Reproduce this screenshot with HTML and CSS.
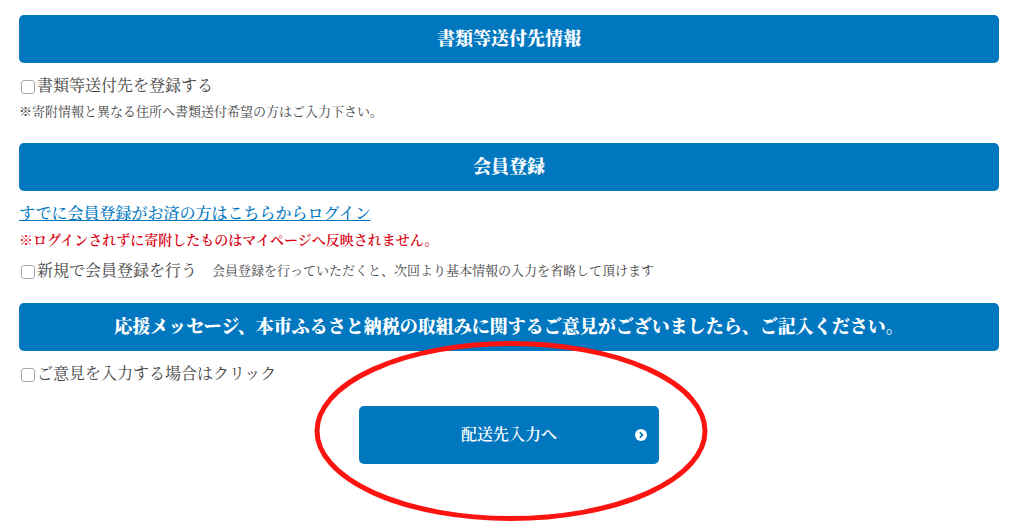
FILE: index.html
```html
<!DOCTYPE html>
<html lang="ja">
<head>
<meta charset="utf-8">
<title>寄附申込み</title>
<link rel="stylesheet" href="styles.css">
</head>
<body>
<form class="page">
  <section class="section">
    <h2 class="heading">書類等送付先情報</h2>
    <label class="check"><input class="box" type="checkbox">書類等送付先を登録する</label>
    <p class="note">※寄附情報と異なる住所へ書類送付希望の方はご入力下さい。</p>
  </section>
  <section class="section">
    <h2 class="heading">会員登録</h2>
    <a class="login" href="#">すでに会員登録がお済の方はこちらからログイン</a>
    <p class="warning">※ログインされずに寄附したものはマイページへ反映されません。</p>
    <div class="row">
      <label class="check"><input class="box" type="checkbox">新規で会員登録を行う</label>
      <span class="hint">会員登録を行っていただくと、次回より基本情報の入力を省略して頂けます</span>
    </div>
  </section>
  <section class="section">
    <h2 class="heading">応援メッセージ、本市ふるさと納税の取組みに関するご意見がございましたら、ご記入ください。</h2>
    <label class="check"><input class="box" type="checkbox">ご意見を入力する場合はクリック</label>
  </section>
  <div class="actions">
    <button class="submit" type="button">配送先入力へ
      <svg class="arrow" viewBox="0 0 12 12" aria-hidden="true"><circle cx="6" cy="6" r="6" fill="#fff"/><path d="M4.8 3.4 7.4 6 4.8 8.6" fill="none" stroke="#0077bf" stroke-width="1.7"/></svg>
    </button>
    <svg class="mark" viewBox="0 0 394 182" aria-hidden="true"><ellipse cx="197" cy="91" rx="194" ry="87.5" fill="none" stroke="#fb1410" stroke-width="5"/></svg>
  </div>
</form>
</body>
</html>
```
FILE: styles.css
```css
* {
  box-sizing: border-box;
}
body {
  margin: 0;
  background: #fff;
  color: #444;
  font-family: "Liberation Serif", "Noto Serif CJK JP", "Noto Sans CJK JP", serif;
  font-size: 16px;
  line-height: 26px;
}
.page {
  display: flex;
  flex-direction: column;
  gap: 19px;
  padding: 15px 24px 64px 19px;
}
.section {
  display: flex;
  flex-direction: column;
  align-items: flex-start;
}
.heading {
  width: 100%;
  margin: 0 0 10px;
  padding: 12px;
  border-radius: 5px;
  background: #0077bf;
  color: #fff;
  font-size: 18px;
  font-weight: 900;
  line-height: 24px;
  text-align: center;
}
.check {
  display: flex;
  align-items: center;
}
.box {
  appearance: none;
  width: 14px;
  height: 14px;
  margin: 2px 2px 0;
  border: 1px solid #aaa;
  border-radius: 3px;
  background: #fff;
}
.box:checked {
  background: #0077bf;
}
.note {
  margin: 1px 0 0;
  font-size: 13px;
  line-height: 24px;
}
.login {
  color: #0077bf;
  font-weight: 500;
  text-underline-offset: 1px;
}
.warning {
  margin: 2px 0 5px;
  color: #d7000f;
  font-size: 14px;
  font-weight: 600;
  line-height: 24px;
}
.row {
  display: flex;
  flex-wrap: wrap;
  align-items: center;
  column-gap: 15px;
}
.hint {
  font-size: 13px;
}
.actions {
  position: relative;
  display: flex;
  justify-content: center;
}
.submit {
  position: relative;
  width: 300px;
  padding: 16px 32px;
  border: 0;
  border-radius: 5px;
  background: #0077bf;
  color: #fff;
  font: inherit;
  font-weight: 600;
}
.arrow {
  position: absolute;
  top: 23px;
  right: 12px;
  width: 12px;
  height: 12px;
}
.mark {
  position: absolute;
  top: -66px;
  left: calc(50% - 195px);
  width: 394px;
  height: 182px;
  pointer-events: none;
}
```
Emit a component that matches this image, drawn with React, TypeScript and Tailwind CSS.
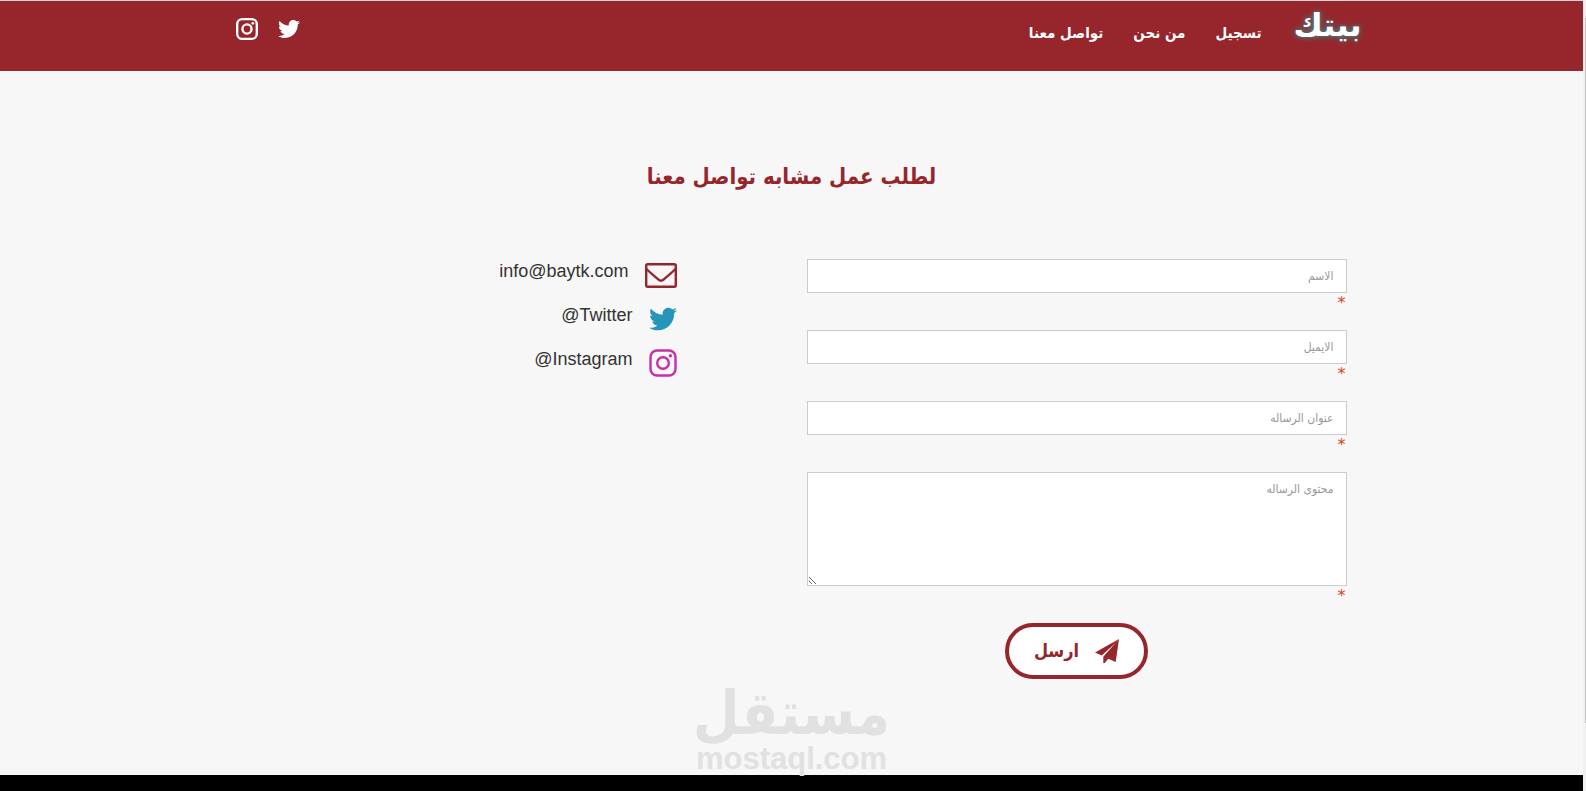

§ §

Copy the material above exactly and drop the pictures.

Reproduce this screenshot with HTML and CSS.
FILE: index.html
```html
<!DOCTYPE html>
<html lang="ja">
<head>
<meta charset="utf-8">
<title>寄附申込み</title>
<link rel="stylesheet" href="styles.css">
</head>
<body>
<form class="page">
  <section class="section">
    <h2 class="heading">書類等送付先情報</h2>
    <label class="check"><input class="box" type="checkbox">書類等送付先を登録する</label>
    <p class="note">※寄附情報と異なる住所へ書類送付希望の方はご入力下さい。</p>
  </section>
  <section class="section">
    <h2 class="heading">会員登録</h2>
    <a class="login" href="#">すでに会員登録がお済の方はこちらからログイン</a>
    <p class="warning">※ログインされずに寄附したものはマイページへ反映されません。</p>
    <div class="row">
      <label class="check"><input class="box" type="checkbox">新規で会員登録を行う</label>
      <span class="hint">会員登録を行っていただくと、次回より基本情報の入力を省略して頂けます</span>
    </div>
  </section>
  <section class="section">
    <h2 class="heading">応援メッセージ、本市ふるさと納税の取組みに関するご意見がございましたら、ご記入ください。</h2>
    <label class="check"><input class="box" type="checkbox">ご意見を入力する場合はクリック</label>
  </section>
  <div class="actions">
    <button class="submit" type="button">配送先入力へ
      <svg class="arrow" viewBox="0 0 12 12" aria-hidden="true"><circle cx="6" cy="6" r="6" fill="#fff"/><path d="M4.8 3.4 7.4 6 4.8 8.6" fill="none" stroke="#0077bf" stroke-width="1.7"/></svg>
    </button>
    <svg class="mark" viewBox="0 0 394 182" aria-hidden="true"><ellipse cx="197" cy="91" rx="194" ry="87.5" fill="none" stroke="#fb1410" stroke-width="5"/></svg>
  </div>
</form>
</body>
</html>
```
FILE: styles.css
```css
* {
  box-sizing: border-box;
}
body {
  margin: 0;
  background: #fff;
  color: #444;
  font-family: "Liberation Serif", "Noto Serif CJK JP", "Noto Sans CJK JP", serif;
  font-size: 16px;
  line-height: 26px;
}
.page {
  display: flex;
  flex-direction: column;
  gap: 19px;
  padding: 15px 24px 64px 19px;
}
.section {
  display: flex;
  flex-direction: column;
  align-items: flex-start;
}
.heading {
  width: 100%;
  margin: 0 0 10px;
  padding: 12px;
  border-radius: 5px;
  background: #0077bf;
  color: #fff;
  font-size: 18px;
  font-weight: 900;
  line-height: 24px;
  text-align: center;
}
.check {
  display: flex;
  align-items: center;
}
.box {
  appearance: none;
  width: 14px;
  height: 14px;
  margin: 2px 2px 0;
  border: 1px solid #aaa;
  border-radius: 3px;
  background: #fff;
}
.box:checked {
  background: #0077bf;
}
.note {
  margin: 1px 0 0;
  font-size: 13px;
  line-height: 24px;
}
.login {
  color: #0077bf;
  font-weight: 500;
  text-underline-offset: 1px;
}
.warning {
  margin: 2px 0 5px;
  color: #d7000f;
  font-size: 14px;
  font-weight: 600;
  line-height: 24px;
}
.row {
  display: flex;
  flex-wrap: wrap;
  align-items: center;
  column-gap: 15px;
}
.hint {
  font-size: 13px;
}
.actions {
  position: relative;
  display: flex;
  justify-content: center;
}
.submit {
  position: relative;
  width: 300px;
  padding: 16px 32px;
  border: 0;
  border-radius: 5px;
  background: #0077bf;
  color: #fff;
  font: inherit;
  font-weight: 600;
}
.arrow {
  position: absolute;
  top: 23px;
  right: 12px;
  width: 12px;
  height: 12px;
}
.mark {
  position: absolute;
  top: -66px;
  left: calc(50% - 195px);
  width: 394px;
  height: 182px;
  pointer-events: none;
}
```
Emit a component that matches this image, drawn with React, TypeScript and Tailwind CSS.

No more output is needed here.